[Reader-list] [Announcements] Performance 'Palestine' : 4th of March: MF Hussain ART Gallery

Rakesh Iyer rakesh.rnbdj at gmail.com
Wed Mar 4 22:36:58 IST 2009


Dear Shuddha (and all)

I think this point about whether politics and art can be separate, is a
question which may not have been necessarily been there even among the
creators of the art piece itself.

Politics, as I see it, is basically influencing people for a common cause.
(Incidentally, I am doing the same by asking people to believe that there
could be chances of 'a-political' art).

Art, on the other hand, could be defined as human effort to imitate,
supplement, alter, or counteract the work of nature.* *

Now whether an act of art is necessarily created to influence people, or it
is just created for one's own sake, is something one can't be sure of.
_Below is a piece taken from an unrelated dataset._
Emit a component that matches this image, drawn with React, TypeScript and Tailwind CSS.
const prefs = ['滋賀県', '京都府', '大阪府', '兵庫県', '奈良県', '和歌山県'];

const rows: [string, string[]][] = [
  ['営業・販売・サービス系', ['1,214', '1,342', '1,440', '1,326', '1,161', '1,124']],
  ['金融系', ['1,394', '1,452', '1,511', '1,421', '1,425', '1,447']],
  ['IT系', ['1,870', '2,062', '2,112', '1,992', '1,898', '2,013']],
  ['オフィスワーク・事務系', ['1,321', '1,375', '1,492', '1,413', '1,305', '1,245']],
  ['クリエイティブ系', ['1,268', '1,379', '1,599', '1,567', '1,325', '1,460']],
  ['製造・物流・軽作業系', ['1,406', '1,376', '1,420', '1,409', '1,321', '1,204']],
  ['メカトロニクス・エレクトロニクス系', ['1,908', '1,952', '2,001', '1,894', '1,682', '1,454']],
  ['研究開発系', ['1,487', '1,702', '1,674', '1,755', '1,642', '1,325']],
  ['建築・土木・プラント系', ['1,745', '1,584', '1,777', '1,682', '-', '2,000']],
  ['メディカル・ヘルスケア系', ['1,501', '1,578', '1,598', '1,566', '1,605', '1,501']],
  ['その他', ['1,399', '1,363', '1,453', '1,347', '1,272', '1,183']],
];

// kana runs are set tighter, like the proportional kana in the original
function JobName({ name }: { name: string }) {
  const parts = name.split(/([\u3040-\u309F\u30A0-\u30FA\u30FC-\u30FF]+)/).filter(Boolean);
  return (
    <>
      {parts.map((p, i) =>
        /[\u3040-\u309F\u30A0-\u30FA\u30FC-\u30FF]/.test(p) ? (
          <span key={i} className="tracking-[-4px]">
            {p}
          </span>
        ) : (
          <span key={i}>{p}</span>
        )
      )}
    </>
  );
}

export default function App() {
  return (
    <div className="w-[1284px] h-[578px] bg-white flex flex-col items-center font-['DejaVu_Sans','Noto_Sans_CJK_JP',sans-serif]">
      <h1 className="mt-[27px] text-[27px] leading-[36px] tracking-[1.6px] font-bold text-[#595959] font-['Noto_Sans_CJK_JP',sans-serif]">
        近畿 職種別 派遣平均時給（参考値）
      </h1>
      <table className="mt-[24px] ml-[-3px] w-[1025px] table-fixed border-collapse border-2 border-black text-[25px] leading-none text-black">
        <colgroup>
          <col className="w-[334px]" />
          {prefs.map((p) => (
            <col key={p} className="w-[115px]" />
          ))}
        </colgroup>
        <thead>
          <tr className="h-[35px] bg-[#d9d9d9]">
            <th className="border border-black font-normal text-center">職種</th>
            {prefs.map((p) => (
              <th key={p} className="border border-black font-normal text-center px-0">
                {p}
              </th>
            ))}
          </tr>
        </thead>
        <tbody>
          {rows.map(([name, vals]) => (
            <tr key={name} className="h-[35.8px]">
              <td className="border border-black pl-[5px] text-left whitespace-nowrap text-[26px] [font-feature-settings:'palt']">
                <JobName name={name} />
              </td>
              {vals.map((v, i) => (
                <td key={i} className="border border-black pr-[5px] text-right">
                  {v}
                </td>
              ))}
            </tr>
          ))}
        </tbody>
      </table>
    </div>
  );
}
For
example, both the religious conservatives and liberals in India talk about
Khajuraho. Now, Khajuraho, as it was made then, may have had such
sculptures, neither as what conservatives believe to be sacred deities, nor
to just portray sexuality as some great liberals claim. (Here, the
conservatives refer to the Sangh Parivar and their like, and the liberals
are basically the TV-pink chaddi-others gang.....). But who knows with what
intention did the laborers make it? May be some king ordered and they were
made exactly in the same way, in case of which it was simply a job.

So, it's not art which is necessarily political. But yes, the way one looks
at art can certainly make it political.